### What is asked
Select every line below containing the word "this".

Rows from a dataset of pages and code
▼

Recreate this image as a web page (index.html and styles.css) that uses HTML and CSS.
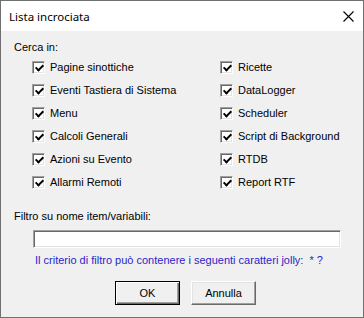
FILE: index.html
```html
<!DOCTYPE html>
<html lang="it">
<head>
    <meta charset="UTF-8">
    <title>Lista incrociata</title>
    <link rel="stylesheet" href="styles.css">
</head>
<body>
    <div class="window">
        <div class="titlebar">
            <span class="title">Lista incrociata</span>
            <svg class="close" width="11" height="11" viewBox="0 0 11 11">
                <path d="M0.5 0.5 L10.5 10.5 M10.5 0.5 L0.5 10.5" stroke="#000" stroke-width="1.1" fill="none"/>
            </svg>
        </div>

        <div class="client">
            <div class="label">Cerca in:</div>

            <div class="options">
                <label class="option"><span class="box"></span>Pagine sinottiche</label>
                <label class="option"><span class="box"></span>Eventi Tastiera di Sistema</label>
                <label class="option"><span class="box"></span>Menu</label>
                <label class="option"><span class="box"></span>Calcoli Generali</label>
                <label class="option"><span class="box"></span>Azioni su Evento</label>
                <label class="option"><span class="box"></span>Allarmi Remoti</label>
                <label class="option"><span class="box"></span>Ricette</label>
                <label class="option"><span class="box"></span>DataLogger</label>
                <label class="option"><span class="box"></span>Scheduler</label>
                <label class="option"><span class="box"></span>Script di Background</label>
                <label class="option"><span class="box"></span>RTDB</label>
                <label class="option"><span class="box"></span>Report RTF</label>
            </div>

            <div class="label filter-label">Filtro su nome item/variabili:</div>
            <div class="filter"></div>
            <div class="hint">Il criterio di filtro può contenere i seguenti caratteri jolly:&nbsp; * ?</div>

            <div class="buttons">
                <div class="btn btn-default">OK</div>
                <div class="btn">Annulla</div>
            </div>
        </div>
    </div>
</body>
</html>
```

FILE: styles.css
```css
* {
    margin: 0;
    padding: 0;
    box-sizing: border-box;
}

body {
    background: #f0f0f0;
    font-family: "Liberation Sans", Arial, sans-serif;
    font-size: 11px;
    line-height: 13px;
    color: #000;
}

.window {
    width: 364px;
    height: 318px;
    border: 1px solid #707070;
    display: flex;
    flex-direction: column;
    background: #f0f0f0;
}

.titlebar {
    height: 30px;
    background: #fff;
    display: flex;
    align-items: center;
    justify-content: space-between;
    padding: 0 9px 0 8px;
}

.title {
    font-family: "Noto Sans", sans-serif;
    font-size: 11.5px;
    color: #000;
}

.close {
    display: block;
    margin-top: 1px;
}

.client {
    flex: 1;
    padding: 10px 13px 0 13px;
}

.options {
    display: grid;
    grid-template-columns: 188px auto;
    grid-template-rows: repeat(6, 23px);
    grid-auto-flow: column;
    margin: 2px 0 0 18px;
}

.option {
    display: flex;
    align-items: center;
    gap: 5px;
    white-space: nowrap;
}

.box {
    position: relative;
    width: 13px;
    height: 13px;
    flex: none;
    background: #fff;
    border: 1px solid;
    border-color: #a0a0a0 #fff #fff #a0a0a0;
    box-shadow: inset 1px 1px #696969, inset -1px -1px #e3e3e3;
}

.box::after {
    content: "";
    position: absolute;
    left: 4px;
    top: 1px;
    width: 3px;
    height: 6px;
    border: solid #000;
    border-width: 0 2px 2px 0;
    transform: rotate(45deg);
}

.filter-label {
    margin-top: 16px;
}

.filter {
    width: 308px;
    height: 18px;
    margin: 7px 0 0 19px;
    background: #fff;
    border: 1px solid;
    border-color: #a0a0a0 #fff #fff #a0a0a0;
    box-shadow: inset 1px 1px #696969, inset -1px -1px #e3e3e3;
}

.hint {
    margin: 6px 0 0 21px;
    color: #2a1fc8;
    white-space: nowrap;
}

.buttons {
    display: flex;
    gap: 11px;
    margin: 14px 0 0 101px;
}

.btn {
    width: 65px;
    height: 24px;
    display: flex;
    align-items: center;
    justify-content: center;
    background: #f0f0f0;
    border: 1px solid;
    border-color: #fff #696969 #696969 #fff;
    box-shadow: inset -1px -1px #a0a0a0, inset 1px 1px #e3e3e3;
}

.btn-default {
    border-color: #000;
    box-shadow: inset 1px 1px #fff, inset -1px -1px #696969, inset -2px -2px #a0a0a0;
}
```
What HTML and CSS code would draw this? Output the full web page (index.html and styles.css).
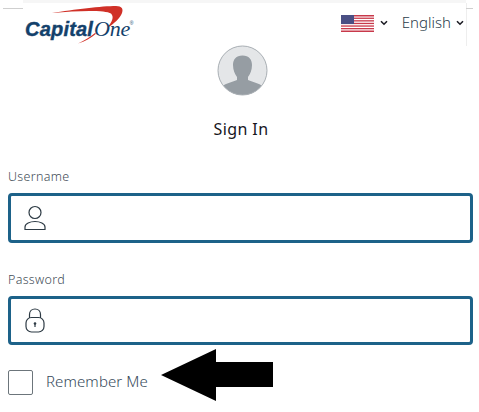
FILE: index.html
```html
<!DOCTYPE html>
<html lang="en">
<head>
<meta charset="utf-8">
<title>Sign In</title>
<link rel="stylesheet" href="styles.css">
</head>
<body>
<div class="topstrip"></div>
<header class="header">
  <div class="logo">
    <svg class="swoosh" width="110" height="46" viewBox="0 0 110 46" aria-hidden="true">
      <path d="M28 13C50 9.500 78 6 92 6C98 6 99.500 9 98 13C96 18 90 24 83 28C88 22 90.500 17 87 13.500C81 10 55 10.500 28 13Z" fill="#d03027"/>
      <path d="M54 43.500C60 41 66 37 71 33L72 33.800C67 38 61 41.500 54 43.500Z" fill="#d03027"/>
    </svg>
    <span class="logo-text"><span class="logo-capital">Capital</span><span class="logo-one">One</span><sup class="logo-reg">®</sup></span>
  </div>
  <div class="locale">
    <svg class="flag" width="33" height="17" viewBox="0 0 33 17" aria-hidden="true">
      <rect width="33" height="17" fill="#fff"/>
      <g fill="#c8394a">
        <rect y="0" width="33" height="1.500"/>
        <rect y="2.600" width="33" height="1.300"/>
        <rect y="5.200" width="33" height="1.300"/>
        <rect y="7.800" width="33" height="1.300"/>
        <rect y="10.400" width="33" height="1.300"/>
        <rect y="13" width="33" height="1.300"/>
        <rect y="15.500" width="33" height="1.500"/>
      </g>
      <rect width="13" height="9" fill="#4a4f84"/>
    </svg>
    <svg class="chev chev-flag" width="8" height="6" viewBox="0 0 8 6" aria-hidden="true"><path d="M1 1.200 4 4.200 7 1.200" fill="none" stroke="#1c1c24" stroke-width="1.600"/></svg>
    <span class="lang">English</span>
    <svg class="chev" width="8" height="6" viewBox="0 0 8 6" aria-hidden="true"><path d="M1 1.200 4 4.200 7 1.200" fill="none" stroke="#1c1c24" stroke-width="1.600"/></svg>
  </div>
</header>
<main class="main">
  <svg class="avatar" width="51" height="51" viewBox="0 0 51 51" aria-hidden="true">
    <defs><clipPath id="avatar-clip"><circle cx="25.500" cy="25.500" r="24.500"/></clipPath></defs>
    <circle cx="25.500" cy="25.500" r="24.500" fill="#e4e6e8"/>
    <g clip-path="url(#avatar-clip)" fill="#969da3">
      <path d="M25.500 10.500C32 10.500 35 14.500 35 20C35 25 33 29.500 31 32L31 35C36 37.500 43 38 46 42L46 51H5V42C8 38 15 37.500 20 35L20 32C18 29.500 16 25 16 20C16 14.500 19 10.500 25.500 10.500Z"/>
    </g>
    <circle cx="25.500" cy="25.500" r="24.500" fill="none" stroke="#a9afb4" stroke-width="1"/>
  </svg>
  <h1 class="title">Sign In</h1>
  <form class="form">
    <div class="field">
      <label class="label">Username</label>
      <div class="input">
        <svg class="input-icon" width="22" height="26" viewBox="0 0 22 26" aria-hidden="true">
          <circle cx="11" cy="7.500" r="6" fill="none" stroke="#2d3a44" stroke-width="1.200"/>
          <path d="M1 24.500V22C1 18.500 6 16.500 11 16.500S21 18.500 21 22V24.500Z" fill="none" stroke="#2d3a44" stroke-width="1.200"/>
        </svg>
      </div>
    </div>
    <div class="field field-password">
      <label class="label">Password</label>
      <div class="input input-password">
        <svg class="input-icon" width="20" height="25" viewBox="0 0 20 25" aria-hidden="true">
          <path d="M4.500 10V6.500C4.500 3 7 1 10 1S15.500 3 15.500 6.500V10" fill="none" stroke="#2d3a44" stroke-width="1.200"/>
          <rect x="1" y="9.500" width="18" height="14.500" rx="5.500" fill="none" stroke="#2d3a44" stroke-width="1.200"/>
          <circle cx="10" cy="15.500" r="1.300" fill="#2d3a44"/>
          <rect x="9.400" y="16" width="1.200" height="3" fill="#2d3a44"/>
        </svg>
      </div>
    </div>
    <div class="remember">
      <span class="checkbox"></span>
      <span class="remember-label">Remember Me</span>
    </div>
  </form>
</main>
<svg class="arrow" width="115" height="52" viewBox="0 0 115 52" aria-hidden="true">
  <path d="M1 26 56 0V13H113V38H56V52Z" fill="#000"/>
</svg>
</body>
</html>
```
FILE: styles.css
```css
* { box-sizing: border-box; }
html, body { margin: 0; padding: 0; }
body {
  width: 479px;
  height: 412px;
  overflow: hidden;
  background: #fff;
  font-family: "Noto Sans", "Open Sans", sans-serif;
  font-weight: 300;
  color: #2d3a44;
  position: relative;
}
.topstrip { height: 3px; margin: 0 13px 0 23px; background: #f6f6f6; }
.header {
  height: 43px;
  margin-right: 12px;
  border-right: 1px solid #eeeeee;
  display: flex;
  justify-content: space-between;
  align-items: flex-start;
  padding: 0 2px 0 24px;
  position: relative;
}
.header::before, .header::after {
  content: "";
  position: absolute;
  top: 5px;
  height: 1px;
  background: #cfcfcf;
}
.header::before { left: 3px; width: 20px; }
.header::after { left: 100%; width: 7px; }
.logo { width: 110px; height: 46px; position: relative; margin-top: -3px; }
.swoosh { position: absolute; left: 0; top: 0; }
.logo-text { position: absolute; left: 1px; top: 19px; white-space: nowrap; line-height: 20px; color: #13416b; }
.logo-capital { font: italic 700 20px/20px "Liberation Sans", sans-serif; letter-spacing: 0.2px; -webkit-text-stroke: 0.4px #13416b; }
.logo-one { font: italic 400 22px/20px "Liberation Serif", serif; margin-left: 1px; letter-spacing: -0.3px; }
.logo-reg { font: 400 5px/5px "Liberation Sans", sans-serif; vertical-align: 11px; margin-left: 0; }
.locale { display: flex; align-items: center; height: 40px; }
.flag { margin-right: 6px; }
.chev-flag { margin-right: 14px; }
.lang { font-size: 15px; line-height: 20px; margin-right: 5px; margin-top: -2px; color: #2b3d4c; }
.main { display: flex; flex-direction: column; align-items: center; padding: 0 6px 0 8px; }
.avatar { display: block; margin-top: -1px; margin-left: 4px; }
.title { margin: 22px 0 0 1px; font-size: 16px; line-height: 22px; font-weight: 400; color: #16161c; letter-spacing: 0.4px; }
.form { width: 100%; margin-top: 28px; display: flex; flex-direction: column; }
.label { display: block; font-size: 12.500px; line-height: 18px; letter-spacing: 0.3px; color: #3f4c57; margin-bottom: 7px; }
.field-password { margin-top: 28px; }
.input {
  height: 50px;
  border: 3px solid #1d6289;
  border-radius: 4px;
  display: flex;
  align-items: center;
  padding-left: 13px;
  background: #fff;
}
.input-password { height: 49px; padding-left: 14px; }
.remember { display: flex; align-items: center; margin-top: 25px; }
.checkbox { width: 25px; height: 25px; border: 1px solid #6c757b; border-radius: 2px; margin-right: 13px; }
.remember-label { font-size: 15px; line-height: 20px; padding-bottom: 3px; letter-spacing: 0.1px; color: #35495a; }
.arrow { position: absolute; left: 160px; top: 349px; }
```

▲

### Task answer
Recreate this image as a web page (index.html and styles.css) that uses HTML and CSS.
What HTML and CSS code would draw this? Output the full web page (index.html and styles.css).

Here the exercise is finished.